◆ **What the exercise asks**:
Where a line contains the word "styles", copy that line in full.
== Provided data
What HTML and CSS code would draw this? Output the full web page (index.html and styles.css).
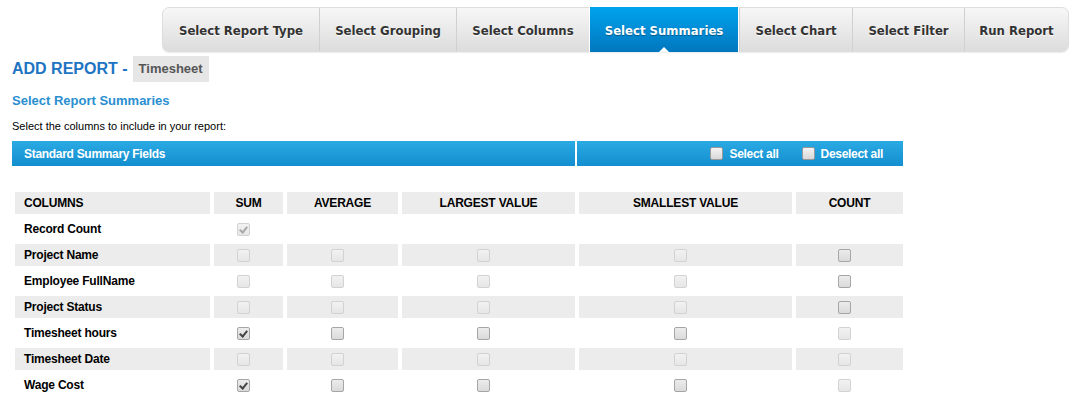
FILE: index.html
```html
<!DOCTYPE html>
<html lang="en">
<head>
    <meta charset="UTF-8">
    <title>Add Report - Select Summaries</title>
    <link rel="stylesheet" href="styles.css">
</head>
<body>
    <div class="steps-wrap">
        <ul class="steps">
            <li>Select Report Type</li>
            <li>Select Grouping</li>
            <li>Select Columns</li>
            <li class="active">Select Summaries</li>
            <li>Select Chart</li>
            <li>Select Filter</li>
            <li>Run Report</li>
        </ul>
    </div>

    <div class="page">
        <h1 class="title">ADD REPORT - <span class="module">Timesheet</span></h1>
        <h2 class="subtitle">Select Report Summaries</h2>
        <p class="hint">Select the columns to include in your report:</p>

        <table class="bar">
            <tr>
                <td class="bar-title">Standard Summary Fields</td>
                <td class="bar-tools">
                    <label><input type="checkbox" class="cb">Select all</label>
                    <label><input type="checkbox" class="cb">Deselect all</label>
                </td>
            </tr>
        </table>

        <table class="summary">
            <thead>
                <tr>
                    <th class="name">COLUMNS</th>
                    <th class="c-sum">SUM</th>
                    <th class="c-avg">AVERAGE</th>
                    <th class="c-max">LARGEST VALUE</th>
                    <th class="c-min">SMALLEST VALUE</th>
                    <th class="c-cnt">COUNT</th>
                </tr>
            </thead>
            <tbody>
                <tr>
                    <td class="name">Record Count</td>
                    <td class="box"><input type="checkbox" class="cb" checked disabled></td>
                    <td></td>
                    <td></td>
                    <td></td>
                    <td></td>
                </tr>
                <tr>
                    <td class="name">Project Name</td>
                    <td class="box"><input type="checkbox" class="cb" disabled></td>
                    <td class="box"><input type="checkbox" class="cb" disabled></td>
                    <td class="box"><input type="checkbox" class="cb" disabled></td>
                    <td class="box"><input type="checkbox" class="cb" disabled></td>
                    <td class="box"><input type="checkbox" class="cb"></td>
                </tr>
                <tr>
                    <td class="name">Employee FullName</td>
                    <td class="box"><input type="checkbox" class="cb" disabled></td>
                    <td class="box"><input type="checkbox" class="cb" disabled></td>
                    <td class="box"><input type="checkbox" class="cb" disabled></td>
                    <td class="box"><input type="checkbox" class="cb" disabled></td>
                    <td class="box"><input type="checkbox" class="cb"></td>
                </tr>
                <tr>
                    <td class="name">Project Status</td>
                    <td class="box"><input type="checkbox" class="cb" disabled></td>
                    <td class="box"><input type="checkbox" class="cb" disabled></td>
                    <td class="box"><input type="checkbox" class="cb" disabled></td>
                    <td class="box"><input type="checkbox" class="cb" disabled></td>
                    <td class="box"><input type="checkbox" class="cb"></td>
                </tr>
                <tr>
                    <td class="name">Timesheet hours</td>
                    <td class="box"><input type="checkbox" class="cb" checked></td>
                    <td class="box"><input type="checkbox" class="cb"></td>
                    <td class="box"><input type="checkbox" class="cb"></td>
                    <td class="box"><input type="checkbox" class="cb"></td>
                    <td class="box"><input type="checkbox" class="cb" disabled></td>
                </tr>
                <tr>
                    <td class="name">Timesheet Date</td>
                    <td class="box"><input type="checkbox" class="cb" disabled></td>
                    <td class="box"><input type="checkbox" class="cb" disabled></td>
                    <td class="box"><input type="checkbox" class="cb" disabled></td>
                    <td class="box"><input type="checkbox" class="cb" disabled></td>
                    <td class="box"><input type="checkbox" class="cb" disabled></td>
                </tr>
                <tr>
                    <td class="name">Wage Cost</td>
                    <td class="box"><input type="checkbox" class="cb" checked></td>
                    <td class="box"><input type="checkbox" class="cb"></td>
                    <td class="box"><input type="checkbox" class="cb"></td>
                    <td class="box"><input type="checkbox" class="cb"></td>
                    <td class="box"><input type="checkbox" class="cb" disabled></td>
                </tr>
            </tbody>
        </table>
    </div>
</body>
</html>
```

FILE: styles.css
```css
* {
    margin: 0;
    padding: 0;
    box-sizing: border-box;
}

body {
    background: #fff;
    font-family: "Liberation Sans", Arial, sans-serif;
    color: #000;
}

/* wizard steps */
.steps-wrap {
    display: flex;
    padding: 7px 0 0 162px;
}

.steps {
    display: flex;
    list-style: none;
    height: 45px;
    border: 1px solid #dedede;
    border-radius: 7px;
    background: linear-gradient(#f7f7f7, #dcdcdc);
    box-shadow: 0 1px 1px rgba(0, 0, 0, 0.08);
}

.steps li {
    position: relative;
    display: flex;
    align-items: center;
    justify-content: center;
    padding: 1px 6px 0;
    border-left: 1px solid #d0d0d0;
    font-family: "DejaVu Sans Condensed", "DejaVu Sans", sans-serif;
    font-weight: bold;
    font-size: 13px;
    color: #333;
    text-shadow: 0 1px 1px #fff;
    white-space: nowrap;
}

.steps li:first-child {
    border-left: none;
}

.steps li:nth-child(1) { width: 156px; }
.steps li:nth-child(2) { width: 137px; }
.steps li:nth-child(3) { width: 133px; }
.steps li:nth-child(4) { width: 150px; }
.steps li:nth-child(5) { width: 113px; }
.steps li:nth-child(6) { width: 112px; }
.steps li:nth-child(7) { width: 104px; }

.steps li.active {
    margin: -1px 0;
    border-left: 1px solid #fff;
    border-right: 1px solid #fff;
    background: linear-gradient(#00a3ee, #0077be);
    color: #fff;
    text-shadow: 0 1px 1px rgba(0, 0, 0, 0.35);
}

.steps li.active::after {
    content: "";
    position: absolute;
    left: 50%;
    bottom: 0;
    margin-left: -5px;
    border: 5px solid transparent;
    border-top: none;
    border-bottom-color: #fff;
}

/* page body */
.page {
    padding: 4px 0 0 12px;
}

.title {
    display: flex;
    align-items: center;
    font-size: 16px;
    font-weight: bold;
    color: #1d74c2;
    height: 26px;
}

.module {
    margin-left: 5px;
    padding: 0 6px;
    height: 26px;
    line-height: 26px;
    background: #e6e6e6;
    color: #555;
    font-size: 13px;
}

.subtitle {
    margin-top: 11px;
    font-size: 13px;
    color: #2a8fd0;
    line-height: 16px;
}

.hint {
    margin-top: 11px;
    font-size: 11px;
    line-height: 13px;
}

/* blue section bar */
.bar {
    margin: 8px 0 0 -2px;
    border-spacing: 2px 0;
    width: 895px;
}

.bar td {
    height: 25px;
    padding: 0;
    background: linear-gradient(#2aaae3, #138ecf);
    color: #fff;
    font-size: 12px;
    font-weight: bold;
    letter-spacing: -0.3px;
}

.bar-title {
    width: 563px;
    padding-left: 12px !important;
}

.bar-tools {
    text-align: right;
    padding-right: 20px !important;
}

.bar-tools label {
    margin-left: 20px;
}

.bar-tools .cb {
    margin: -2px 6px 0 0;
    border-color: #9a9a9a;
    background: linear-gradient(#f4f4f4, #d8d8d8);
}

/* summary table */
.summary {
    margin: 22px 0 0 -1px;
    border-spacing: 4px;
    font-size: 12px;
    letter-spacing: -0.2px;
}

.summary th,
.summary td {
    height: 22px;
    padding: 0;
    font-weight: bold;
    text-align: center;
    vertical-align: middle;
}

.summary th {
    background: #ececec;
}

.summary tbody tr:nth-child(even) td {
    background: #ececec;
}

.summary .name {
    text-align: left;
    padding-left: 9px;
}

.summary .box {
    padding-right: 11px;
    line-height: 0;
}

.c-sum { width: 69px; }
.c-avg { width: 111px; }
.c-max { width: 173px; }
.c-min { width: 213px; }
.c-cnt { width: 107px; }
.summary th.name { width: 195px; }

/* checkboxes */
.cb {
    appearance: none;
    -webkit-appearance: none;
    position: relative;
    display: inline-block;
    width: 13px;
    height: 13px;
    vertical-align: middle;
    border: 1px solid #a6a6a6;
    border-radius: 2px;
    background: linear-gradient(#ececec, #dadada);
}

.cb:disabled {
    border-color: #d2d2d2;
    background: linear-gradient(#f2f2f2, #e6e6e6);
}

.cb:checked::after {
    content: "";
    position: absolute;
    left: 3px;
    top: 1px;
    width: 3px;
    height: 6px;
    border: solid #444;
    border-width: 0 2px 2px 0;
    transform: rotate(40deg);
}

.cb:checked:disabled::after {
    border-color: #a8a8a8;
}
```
====
◆ **Reply**:
What HTML and CSS code would draw this? Output the full web page (index.html and styles.css).
    <link rel="stylesheet" href="styles.css">
FILE: styles.css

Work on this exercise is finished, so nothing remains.